Infrared imaging of laser-induced heating during Raman spectroscopy of pharmaceutical solids.

Raman spectroscopy is finding increasing popularity as an analytical technique for the analysis of pharmaceutical powders and solid dosage forms. It is well known that illumination by the high intensity lasers used in Raman spectrometers can result in sample heating, however, the extent of the problem has not been assessed for pharmaceutically relevant materials. Using direct thermal imaging of compressed powders, the extent of heating for microcrystalline cellulose (MCC), vanillin, ibuprofen and stearic acid was measured as a function of laser intensity.
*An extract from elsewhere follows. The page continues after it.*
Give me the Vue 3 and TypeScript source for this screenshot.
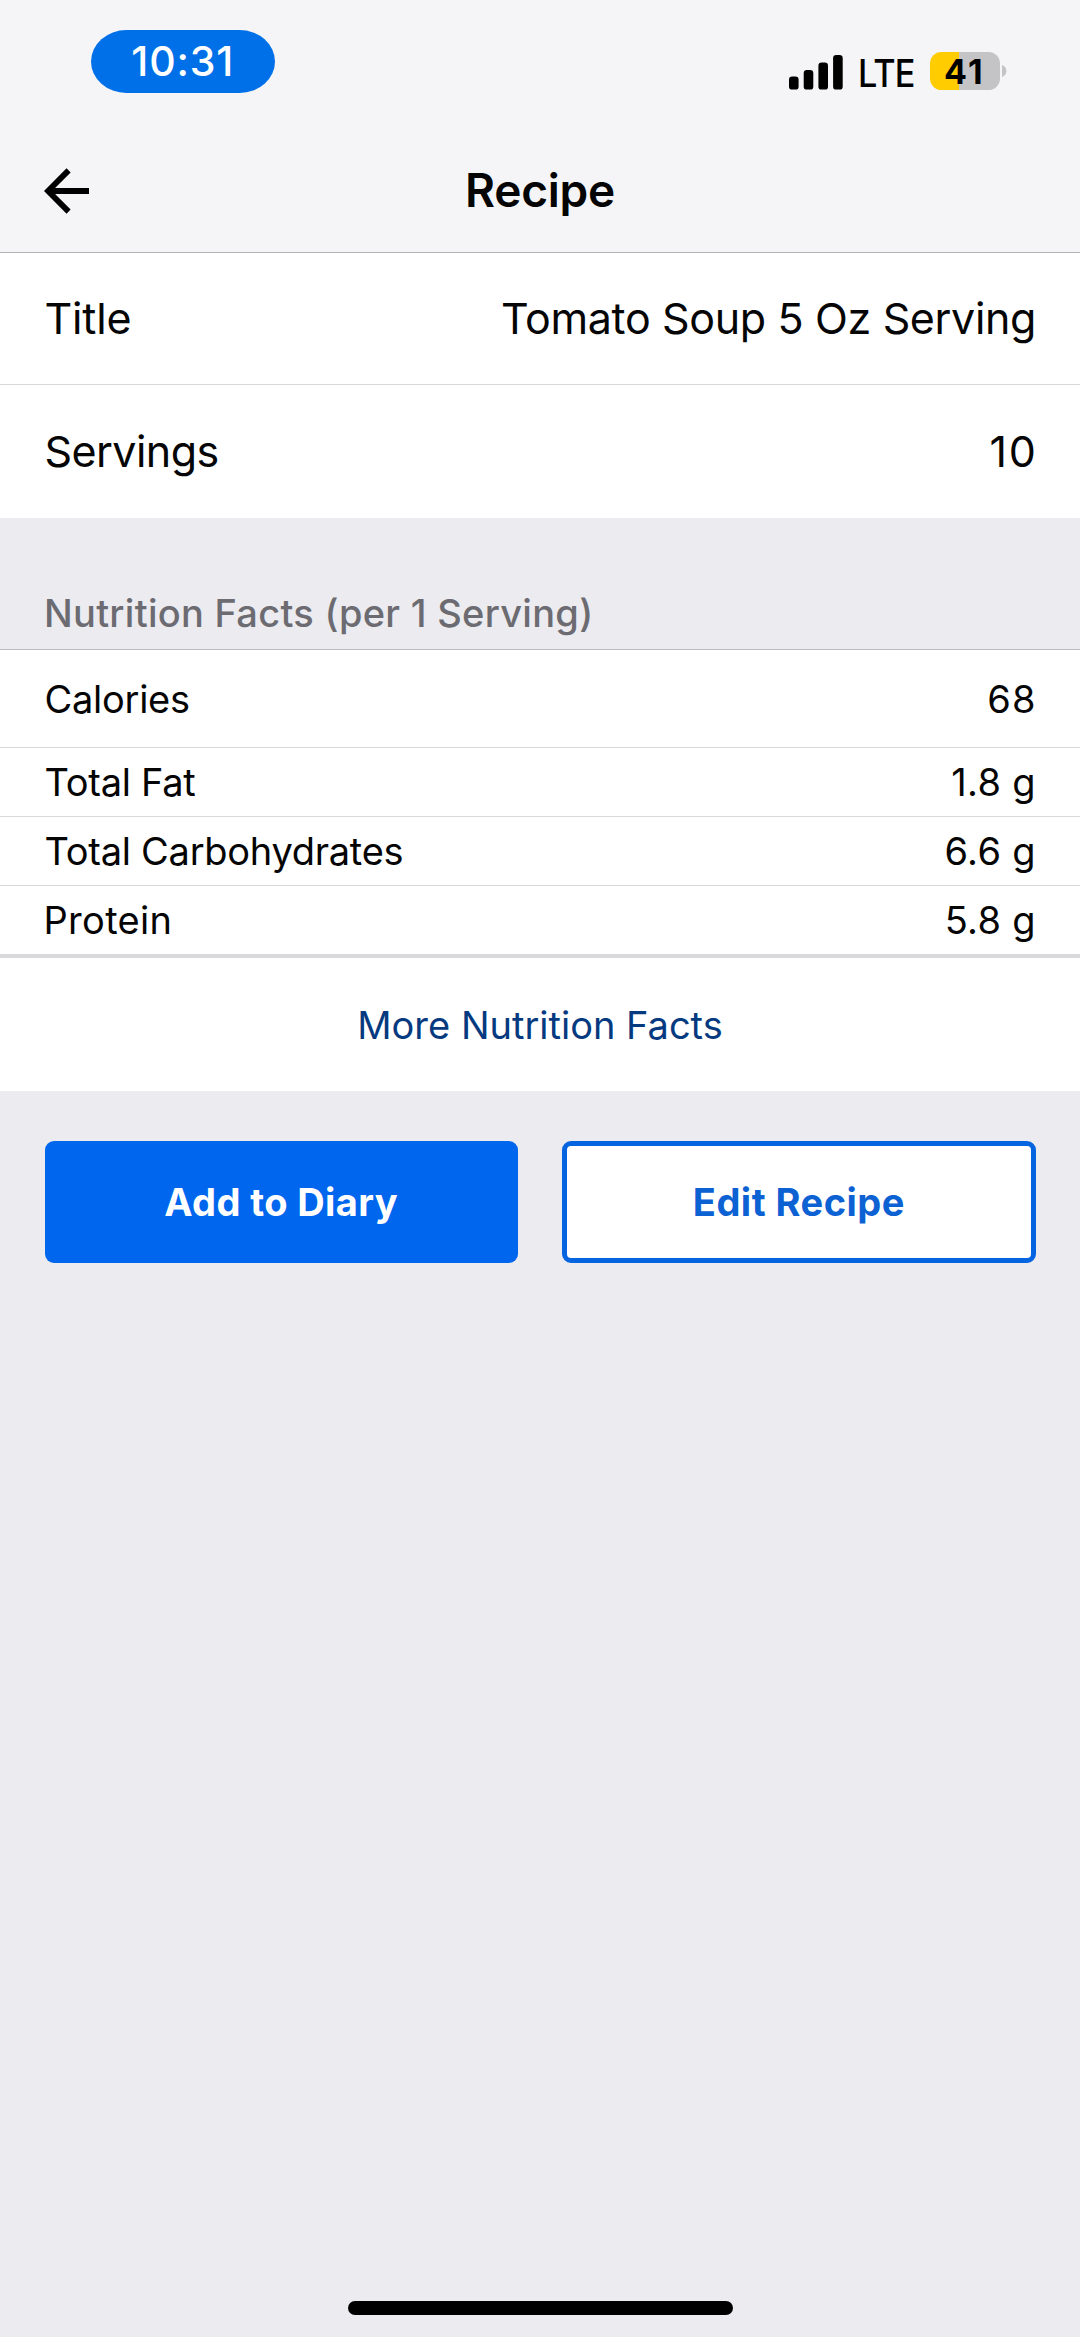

MCC was found to be the most susceptible to sample heating while ibuprofen was least sensitive. At high laser powers (1.5 W), samples were heated by between 38 and 60 degrees C while at more moderate laser powers (0.7 W) the degree of heating was between 20 and 30 degrees C. The kinetics of the heating process were mathematically modeled for MCC and the derived constants were used to predict the rotation speed necessary to prevent a solid state transition in a heat sensitive compound, theophylline monohydrate. Experimental measurements at different rotation speeds verified that the estimated rotation speed reduced sample heating by the desired amount. In conclusion, the extent of heating is clearly of some concern for pharmaceutical materials but can be substantially reduced by sample rotation.